• **Short exercise**
An exact copy of all the data is required, with pictures left out.

• **Information shown**
## START

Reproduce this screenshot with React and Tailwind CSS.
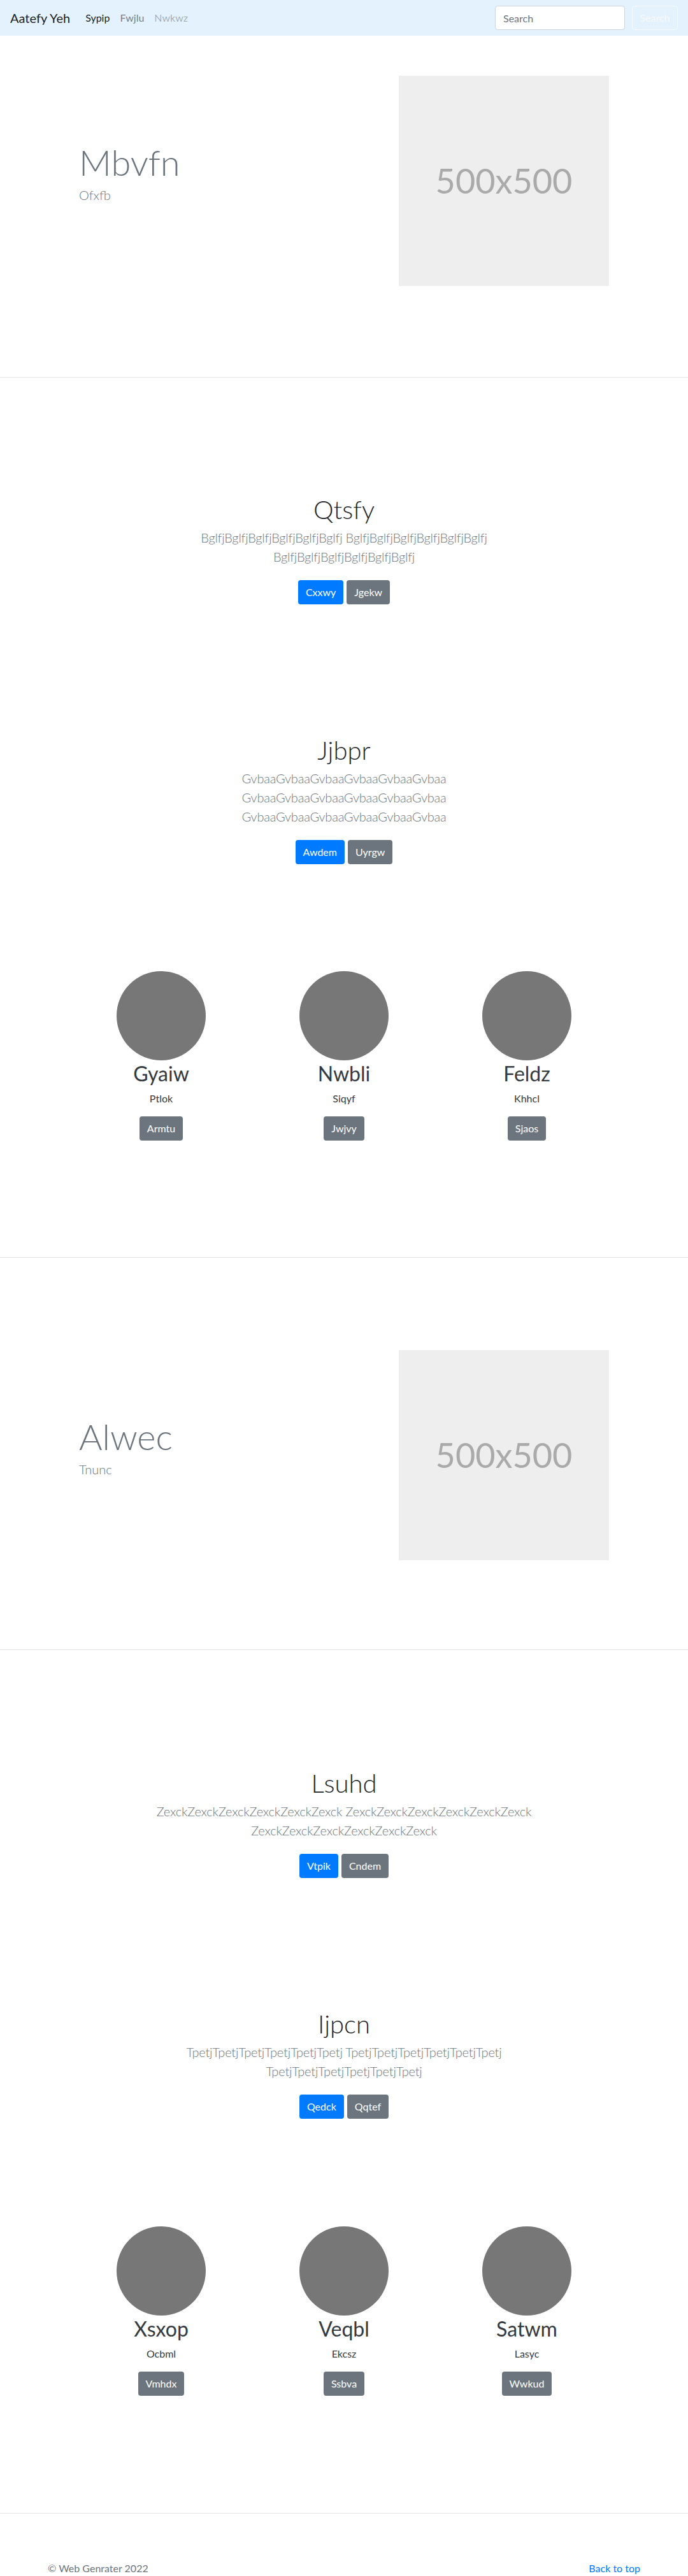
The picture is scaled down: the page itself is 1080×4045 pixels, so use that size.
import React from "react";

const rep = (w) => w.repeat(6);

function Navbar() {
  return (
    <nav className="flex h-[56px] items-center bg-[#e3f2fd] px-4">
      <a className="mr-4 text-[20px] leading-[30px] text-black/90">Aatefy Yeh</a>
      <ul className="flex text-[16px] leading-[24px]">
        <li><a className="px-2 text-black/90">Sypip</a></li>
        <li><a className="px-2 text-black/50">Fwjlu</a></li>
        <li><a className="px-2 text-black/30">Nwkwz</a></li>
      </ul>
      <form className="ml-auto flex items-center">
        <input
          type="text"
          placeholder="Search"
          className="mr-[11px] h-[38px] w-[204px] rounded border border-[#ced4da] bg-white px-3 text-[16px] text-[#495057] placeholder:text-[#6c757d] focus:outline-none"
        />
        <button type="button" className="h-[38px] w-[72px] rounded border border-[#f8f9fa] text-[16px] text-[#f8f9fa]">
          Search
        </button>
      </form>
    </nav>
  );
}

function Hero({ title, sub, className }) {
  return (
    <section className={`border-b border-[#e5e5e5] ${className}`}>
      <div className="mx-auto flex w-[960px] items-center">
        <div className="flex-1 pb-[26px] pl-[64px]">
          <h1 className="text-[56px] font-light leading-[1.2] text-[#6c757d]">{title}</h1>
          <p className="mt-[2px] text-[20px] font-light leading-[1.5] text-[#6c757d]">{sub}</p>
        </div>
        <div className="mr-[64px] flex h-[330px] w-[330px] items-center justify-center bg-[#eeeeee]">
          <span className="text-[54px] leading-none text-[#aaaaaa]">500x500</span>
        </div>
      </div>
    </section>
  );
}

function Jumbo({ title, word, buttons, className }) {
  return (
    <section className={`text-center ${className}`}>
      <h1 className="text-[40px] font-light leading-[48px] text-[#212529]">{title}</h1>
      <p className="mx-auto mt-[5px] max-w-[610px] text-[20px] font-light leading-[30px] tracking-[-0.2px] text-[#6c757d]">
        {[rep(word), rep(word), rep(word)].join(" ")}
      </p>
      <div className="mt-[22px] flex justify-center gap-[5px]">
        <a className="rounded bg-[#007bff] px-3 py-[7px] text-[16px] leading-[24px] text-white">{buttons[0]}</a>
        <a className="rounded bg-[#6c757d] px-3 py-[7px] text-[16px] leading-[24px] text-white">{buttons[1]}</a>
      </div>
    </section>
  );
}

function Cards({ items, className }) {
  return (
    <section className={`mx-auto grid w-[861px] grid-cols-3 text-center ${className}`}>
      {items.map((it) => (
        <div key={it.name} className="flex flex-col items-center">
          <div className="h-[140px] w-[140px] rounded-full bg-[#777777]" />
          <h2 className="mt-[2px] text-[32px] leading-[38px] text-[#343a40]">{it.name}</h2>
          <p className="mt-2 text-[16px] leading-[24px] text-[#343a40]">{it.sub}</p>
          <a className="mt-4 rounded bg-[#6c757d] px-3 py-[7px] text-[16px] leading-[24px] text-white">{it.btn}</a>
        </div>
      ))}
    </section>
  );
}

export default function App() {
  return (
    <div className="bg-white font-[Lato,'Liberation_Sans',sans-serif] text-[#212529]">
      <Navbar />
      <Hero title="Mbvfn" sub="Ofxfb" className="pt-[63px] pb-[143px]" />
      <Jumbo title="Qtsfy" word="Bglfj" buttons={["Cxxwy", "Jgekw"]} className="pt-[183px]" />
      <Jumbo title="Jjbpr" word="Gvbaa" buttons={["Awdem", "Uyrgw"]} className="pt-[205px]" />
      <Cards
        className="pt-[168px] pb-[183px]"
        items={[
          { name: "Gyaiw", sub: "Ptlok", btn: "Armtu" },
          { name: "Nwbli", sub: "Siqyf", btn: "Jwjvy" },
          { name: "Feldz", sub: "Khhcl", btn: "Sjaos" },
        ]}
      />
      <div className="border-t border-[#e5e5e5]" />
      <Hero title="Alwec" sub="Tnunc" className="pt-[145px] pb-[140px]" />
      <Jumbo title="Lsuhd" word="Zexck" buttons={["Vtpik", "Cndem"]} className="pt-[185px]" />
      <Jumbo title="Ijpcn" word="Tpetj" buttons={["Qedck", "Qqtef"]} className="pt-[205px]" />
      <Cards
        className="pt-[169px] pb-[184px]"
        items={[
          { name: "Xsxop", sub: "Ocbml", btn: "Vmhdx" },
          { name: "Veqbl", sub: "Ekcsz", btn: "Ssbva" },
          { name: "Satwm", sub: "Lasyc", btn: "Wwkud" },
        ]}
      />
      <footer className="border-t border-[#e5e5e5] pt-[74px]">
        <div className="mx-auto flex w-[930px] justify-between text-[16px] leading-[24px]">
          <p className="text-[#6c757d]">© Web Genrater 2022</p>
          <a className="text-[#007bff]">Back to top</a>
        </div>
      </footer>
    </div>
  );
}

## END

• **Output**
Reproduce this screenshot with React and Tailwind CSS.
The picture is scaled down: the page itself is 1080×4045 pixels, so use that size.
import React from "react";

const rep = (w) => w.repeat(6);

function Navbar() {
  return (
    <nav className="flex h-[56px] items-center bg-[#e3f2fd] px-4">
      <a className="mr-4 text-[20px] leading-[30px] text-black/90">Aatefy Yeh</a>
      <ul className="flex text-[16px] leading-[24px]">
        <li><a className="px-2 text-black/90">Sypip</a></li>
        <li><a className="px-2 text-black/50">Fwjlu</a></li>
        <li><a className="px-2 text-black/30">Nwkwz</a></li>
      </ul>
      <form className="ml-auto flex items-center">
        <input
          type="text"
          placeholder="Search"
          className="mr-[11px] h-[38px] w-[204px] rounded border border-[#ced4da] bg-white px-3 text-[16px] text-[#495057] placeholder:text-[#6c757d] focus:outline-none"
        />
        <button type="button" className="h-[38px] w-[72px] rounded border border-[#f8f9fa] text-[16px] text-[#f8f9fa]">
          Search
        </button>
      </form>
    </nav>
  );
}

function Hero({ title, sub, className }) {
  return (
    <section className={`border-b border-[#e5e5e5] ${className}`}>
      <div className="mx-auto flex w-[960px] items-center">
        <div className="flex-1 pb-[26px] pl-[64px]">
          <h1 className="text-[56px] font-light leading-[1.2] text-[#6c757d]">{title}</h1>
          <p className="mt-[2px] text-[20px] font-light leading-[1.5] text-[#6c757d]">{sub}</p>
        </div>
        <div className="mr-[64px] flex h-[330px] w-[330px] items-center justify-center bg-[#eeeeee]">
          <span className="text-[54px] leading-none text-[#aaaaaa]">500x500</span>
        </div>
      </div>
    </section>
  );
}

function Jumbo({ title, word, buttons, className }) {
  return (
    <section className={`text-center ${className}`}>
      <h1 className="text-[40px] font-light leading-[48px] text-[#212529]">{title}</h1>
      <p className="mx-auto mt-[5px] max-w-[610px] text-[20px] font-light leading-[30px] tracking-[-0.2px] text-[#6c757d]">
        {[rep(word), rep(word), rep(word)].join(" ")}
      </p>
      <div className="mt-[22px] flex justify-center gap-[5px]">
        <a className="rounded bg-[#007bff] px-3 py-[7px] text-[16px] leading-[24px] text-white">{buttons[0]}</a>
        <a className="rounded bg-[#6c757d] px-3 py-[7px] text-[16px] leading-[24px] text-white">{buttons[1]}</a>
      </div>
    </section>
  );
}

function Cards({ items, className }) {
  return (
    <section className={`mx-auto grid w-[861px] grid-cols-3 text-center ${className}`}>
      {items.map((it) => (
        <div key={it.name} className="flex flex-col items-center">
          <div className="h-[140px] w-[140px] rounded-full bg-[#777777]" />
          <h2 className="mt-[2px] text-[32px] leading-[38px] text-[#343a40]">{it.name}</h2>
          <p className="mt-2 text-[16px] leading-[24px] text-[#343a40]">{it.sub}</p>
          <a className="mt-4 rounded bg-[#6c757d] px-3 py-[7px] text-[16px] leading-[24px] text-white">{it.btn}</a>
        </div>
      ))}
    </section>
  );
}

export default function App() {
  return (
    <div className="bg-white font-[Lato,'Liberation_Sans',sans-serif] text-[#212529]">
      <Navbar />
      <Hero title="Mbvfn" sub="Ofxfb" className="pt-[63px] pb-[143px]" />
      <Jumbo title="Qtsfy" word="Bglfj" buttons={["Cxxwy", "Jgekw"]} className="pt-[183px]" />
      <Jumbo title="Jjbpr" word="Gvbaa" buttons={["Awdem", "Uyrgw"]} className="pt-[205px]" />
      <Cards
        className="pt-[168px] pb-[183px]"
        items={[
          { name: "Gyaiw", sub: "Ptlok", btn: "Armtu" },
          { name: "Nwbli", sub: "Siqyf", btn: "Jwjvy" },
          { name: "Feldz", sub: "Khhcl", btn: "Sjaos" },
        ]}
      />
      <div className="border-t border-[#e5e5e5]" />
      <Hero title="Alwec" sub="Tnunc" className="pt-[145px] pb-[140px]" />
      <Jumbo title="Lsuhd" word="Zexck" buttons={["Vtpik", "Cndem"]} className="pt-[185px]" />
      <Jumbo title="Ijpcn" word="Tpetj" buttons={["Qedck", "Qqtef"]} className="pt-[205px]" />
      <Cards
        className="pt-[169px] pb-[184px]"
        items={[
          { name: "Xsxop", sub: "Ocbml", btn: "Vmhdx" },
          { name: "Veqbl", sub: "Ekcsz", btn: "Ssbva" },
          { name: "Satwm", sub: "Lasyc", btn: "Wwkud" },
        ]}
      />
      <footer className="border-t border-[#e5e5e5] pt-[74px]">
        <div className="mx-auto flex w-[930px] justify-between text-[16px] leading-[24px]">
          <p className="text-[#6c757d]">© Web Genrater 2022</p>
          <a className="text-[#007bff]">Back to top</a>
        </div>
      </footer>
    </div>
  );
}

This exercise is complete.